THE DATA.
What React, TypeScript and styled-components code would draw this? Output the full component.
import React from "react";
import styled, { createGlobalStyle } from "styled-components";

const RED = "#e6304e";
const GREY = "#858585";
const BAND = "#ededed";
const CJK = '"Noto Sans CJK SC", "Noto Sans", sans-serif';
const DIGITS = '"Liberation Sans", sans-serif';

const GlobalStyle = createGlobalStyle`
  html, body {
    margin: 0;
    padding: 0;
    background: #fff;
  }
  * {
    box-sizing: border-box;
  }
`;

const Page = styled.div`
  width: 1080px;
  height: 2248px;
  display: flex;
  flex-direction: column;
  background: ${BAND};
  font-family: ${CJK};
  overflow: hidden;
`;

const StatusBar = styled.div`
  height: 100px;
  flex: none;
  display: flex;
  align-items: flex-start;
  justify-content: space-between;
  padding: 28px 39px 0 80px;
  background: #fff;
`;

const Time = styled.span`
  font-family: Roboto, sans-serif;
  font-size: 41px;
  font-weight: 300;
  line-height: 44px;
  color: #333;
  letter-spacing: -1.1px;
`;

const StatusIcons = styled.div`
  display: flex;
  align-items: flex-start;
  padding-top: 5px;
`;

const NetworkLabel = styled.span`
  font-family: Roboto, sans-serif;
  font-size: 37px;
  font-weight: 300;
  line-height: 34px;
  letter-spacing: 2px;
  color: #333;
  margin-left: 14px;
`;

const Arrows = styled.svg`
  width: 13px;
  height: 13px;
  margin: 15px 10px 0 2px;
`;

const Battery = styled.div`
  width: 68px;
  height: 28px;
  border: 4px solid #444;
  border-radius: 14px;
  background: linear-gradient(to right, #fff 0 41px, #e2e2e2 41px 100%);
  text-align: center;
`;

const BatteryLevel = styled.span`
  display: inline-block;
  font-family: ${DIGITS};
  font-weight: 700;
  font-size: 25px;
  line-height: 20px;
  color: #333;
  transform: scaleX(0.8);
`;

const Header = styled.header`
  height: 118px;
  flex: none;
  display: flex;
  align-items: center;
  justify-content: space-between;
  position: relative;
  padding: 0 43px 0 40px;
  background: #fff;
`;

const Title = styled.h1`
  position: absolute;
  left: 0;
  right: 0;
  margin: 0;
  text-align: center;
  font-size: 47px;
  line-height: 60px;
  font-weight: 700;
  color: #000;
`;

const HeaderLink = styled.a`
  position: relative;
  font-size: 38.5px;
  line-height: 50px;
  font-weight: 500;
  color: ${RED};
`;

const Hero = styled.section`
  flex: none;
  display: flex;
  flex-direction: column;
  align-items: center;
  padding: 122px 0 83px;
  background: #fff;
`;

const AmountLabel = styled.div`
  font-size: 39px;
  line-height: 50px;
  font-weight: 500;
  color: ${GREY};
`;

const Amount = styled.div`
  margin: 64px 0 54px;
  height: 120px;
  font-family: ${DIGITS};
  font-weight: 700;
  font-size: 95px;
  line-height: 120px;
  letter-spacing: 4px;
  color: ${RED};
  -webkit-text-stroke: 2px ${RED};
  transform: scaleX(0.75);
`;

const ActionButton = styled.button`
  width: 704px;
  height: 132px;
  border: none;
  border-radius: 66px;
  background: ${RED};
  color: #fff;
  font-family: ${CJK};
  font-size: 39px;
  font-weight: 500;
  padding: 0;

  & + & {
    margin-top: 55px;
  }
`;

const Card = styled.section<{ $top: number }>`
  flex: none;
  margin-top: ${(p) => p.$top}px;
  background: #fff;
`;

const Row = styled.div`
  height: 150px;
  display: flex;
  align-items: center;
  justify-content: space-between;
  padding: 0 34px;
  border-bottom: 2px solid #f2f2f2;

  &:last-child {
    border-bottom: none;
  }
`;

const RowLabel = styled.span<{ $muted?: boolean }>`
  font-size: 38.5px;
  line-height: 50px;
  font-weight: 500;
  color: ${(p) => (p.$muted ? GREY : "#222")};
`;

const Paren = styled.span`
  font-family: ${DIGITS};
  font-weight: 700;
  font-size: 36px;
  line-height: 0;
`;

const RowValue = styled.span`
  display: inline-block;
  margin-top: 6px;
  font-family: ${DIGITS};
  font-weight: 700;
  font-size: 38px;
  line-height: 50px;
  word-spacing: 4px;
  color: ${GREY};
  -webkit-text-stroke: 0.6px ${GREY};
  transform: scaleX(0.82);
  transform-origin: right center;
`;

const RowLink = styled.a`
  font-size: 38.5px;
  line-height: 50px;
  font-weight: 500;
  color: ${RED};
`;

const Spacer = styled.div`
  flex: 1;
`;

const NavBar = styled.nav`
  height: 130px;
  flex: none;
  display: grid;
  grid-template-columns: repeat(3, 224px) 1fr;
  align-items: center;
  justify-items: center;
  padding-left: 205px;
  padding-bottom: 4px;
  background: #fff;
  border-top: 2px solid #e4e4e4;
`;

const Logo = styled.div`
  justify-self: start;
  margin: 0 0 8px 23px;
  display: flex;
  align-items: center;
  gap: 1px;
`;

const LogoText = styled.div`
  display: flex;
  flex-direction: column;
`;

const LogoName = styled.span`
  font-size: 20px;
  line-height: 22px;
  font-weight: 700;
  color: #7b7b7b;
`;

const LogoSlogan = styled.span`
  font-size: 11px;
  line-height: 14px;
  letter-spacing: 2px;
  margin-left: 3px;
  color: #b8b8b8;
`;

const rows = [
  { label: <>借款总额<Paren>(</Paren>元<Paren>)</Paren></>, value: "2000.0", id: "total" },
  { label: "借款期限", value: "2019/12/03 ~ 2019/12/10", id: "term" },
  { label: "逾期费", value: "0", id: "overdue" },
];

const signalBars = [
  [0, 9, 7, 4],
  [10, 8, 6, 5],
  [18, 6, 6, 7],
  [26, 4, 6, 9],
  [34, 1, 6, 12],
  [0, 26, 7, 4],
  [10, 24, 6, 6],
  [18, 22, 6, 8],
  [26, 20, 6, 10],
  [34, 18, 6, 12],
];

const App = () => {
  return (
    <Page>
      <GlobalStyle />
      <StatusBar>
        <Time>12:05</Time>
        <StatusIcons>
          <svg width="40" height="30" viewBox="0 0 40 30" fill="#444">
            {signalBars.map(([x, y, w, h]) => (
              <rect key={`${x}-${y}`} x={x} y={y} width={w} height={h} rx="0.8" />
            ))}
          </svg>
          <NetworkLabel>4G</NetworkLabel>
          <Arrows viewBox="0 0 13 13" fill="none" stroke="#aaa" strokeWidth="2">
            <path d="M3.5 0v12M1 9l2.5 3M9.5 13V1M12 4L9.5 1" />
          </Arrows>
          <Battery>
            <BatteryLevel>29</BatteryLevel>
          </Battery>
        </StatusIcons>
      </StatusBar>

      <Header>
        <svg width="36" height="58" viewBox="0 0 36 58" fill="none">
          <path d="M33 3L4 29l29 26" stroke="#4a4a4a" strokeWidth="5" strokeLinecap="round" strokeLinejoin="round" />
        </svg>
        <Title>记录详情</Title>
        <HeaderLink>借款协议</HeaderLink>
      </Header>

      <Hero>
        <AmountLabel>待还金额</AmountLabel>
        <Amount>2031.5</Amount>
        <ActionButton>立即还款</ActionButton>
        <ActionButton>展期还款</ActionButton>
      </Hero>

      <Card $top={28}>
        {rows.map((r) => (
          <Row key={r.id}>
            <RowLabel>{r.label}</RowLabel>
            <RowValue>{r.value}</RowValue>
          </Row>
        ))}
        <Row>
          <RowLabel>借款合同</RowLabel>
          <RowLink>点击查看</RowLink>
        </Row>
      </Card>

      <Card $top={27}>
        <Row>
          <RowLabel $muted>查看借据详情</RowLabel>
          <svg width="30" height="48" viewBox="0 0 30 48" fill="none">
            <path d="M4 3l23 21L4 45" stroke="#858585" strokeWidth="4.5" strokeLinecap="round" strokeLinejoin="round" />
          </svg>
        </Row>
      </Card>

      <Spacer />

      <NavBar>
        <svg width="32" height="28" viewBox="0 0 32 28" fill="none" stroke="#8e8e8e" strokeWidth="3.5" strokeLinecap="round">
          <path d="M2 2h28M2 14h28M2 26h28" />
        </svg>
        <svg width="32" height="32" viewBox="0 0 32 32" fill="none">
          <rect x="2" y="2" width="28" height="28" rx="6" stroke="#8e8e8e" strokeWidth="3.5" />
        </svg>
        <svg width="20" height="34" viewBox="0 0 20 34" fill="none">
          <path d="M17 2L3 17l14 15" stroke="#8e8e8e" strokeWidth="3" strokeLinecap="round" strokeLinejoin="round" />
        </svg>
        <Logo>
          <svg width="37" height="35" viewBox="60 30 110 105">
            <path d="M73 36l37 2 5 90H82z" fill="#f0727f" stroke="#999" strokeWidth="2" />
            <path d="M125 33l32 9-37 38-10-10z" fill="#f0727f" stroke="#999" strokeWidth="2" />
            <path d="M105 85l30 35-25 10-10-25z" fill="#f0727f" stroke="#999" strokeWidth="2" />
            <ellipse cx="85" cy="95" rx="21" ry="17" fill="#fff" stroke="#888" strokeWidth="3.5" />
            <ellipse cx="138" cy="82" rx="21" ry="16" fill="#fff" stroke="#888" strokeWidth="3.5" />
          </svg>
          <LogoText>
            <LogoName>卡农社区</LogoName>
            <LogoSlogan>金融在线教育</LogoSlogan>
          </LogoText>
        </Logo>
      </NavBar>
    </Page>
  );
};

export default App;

---

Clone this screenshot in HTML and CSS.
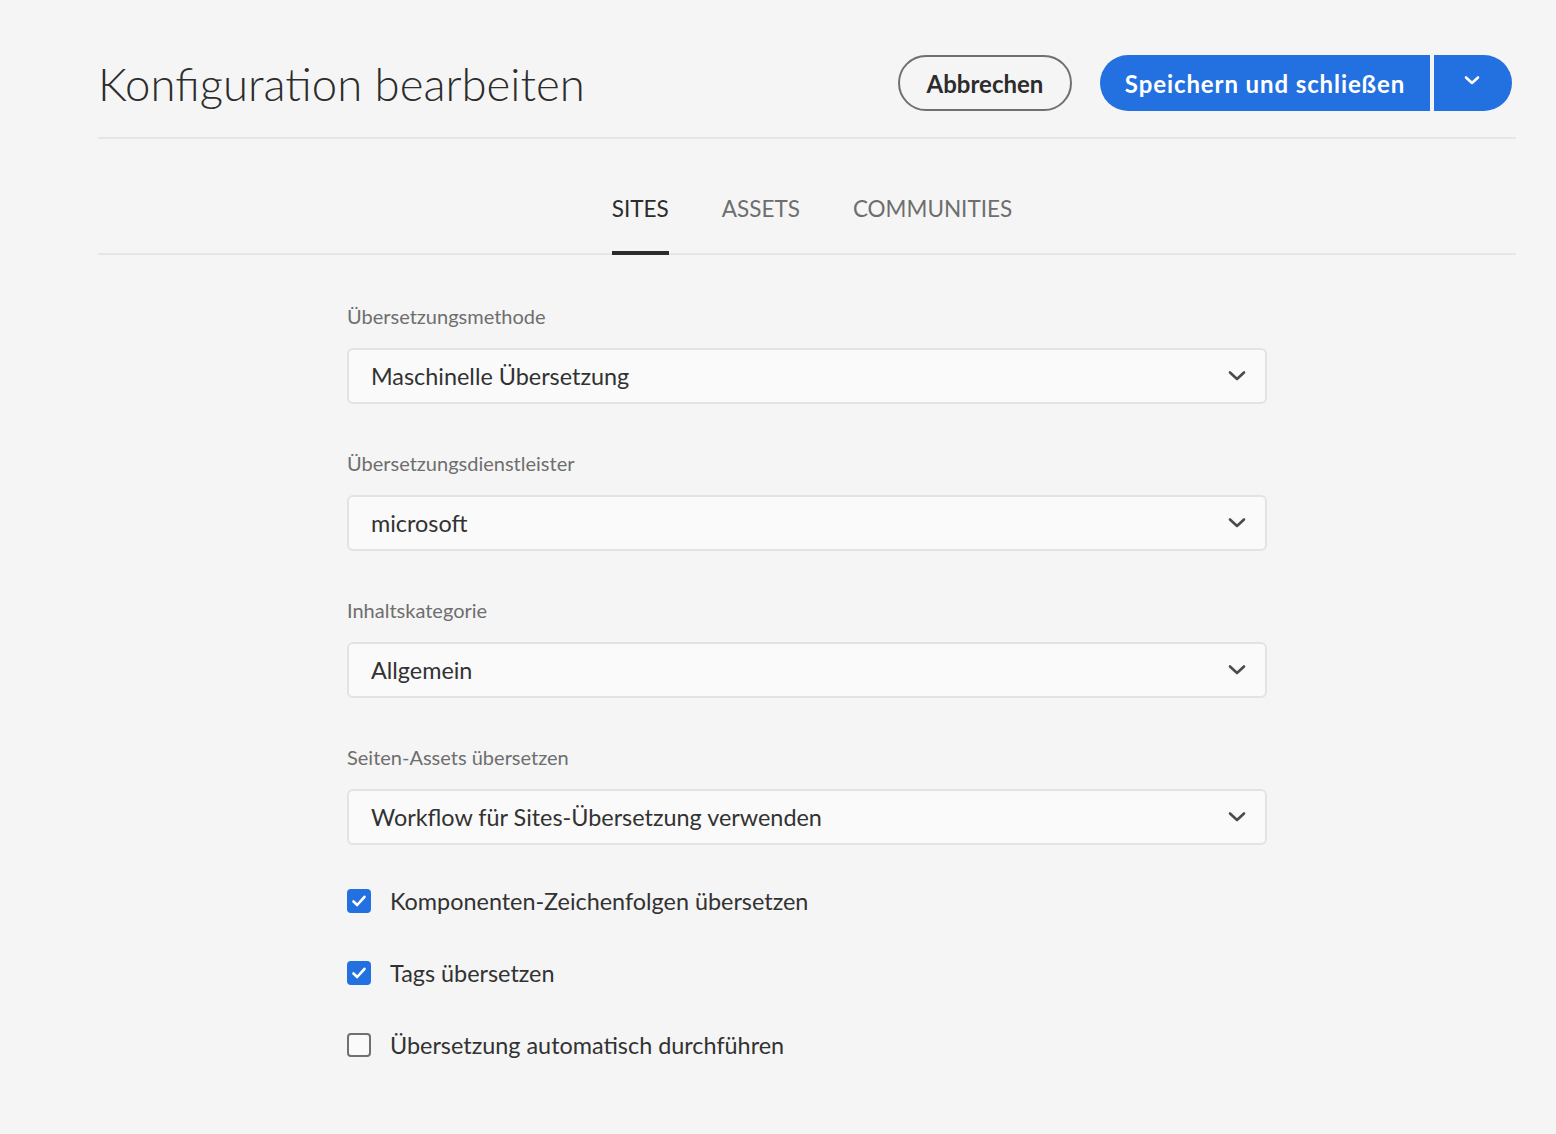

...

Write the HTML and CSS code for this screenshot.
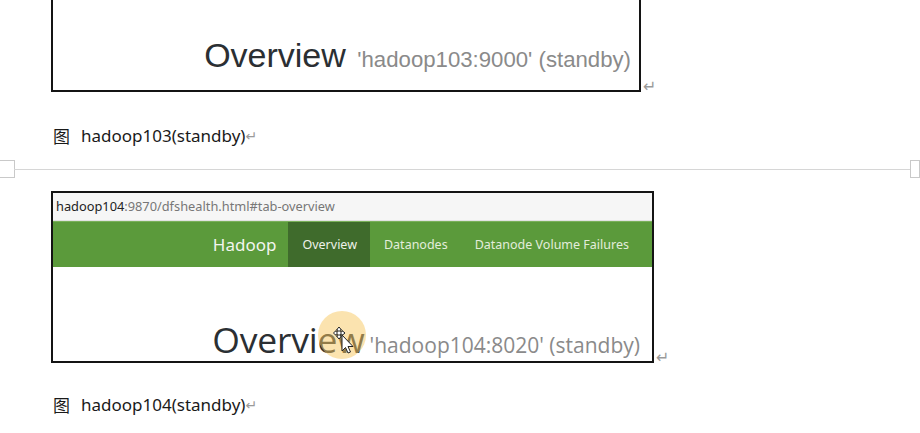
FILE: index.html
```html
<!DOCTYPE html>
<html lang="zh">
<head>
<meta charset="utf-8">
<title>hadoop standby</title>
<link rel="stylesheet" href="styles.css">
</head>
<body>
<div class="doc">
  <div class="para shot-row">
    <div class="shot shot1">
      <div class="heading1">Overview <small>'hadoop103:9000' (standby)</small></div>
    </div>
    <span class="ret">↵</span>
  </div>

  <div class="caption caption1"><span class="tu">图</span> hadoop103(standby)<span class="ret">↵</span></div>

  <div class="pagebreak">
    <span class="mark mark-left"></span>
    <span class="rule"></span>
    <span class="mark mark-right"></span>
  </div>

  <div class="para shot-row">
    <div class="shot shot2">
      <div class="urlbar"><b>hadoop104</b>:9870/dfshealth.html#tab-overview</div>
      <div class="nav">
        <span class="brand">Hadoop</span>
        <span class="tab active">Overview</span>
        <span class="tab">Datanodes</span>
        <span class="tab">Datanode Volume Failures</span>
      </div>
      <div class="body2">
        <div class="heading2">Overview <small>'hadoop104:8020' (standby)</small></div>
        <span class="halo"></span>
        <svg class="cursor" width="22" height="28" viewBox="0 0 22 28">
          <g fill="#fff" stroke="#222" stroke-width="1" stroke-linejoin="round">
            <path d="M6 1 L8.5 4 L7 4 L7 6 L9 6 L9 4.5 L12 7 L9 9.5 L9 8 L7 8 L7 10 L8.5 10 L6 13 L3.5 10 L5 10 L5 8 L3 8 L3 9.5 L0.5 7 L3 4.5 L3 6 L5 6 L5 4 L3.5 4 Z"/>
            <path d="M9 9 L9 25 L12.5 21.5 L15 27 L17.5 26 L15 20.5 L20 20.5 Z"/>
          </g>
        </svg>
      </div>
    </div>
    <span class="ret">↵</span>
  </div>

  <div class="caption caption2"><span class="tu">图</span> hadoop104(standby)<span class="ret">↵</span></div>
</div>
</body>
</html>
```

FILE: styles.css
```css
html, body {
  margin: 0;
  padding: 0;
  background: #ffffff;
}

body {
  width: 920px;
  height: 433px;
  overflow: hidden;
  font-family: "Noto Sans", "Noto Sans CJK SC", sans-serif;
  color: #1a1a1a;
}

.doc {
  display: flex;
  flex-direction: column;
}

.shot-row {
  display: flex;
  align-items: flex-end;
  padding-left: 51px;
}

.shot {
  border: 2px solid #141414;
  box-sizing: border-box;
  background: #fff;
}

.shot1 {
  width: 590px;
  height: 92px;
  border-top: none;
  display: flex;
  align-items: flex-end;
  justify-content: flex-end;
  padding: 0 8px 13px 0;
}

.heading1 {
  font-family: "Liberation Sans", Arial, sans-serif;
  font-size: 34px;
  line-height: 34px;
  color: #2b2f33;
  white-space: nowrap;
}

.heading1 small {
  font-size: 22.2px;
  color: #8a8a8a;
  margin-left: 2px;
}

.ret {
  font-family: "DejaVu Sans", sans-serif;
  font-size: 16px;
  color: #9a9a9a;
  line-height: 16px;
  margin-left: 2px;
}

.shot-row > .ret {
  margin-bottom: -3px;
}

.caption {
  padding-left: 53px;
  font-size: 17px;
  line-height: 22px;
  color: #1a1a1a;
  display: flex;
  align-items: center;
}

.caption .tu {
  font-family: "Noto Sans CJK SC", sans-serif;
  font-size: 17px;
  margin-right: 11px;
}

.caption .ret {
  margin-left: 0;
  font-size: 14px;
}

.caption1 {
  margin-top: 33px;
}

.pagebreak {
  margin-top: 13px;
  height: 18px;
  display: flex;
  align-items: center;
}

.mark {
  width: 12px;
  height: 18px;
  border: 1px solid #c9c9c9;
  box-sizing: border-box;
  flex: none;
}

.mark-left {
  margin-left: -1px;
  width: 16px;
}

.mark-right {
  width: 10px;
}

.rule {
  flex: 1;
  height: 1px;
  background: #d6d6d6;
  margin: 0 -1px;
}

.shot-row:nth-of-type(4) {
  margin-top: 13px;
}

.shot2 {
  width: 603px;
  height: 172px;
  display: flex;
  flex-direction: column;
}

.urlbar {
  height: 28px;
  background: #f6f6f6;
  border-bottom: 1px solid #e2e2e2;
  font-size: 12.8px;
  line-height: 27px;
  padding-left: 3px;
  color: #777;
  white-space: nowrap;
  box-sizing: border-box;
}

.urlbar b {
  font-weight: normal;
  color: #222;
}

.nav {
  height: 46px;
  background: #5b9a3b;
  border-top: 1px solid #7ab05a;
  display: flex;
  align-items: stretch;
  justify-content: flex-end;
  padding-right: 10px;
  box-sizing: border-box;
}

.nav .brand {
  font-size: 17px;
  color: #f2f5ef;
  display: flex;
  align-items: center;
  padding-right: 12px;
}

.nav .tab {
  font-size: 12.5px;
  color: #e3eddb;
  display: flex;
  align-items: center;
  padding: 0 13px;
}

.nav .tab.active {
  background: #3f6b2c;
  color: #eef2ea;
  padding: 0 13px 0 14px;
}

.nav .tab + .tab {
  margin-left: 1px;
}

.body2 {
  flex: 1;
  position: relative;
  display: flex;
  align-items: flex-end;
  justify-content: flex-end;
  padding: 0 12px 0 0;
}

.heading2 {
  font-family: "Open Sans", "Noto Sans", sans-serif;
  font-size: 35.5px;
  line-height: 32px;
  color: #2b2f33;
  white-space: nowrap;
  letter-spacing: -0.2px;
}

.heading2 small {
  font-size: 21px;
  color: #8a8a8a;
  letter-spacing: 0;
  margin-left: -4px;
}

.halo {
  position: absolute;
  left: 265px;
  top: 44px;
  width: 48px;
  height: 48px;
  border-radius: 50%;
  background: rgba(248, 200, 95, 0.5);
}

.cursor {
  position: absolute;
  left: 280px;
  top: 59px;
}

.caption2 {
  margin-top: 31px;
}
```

GIVEN INSTRUCTION.
Pick out all the lines with the word "code" in them and copy them.

THE COMPLETED TASK.
What React, TypeScript and styled-components code would draw this? Output the full component.
Write the HTML and CSS code for this screenshot.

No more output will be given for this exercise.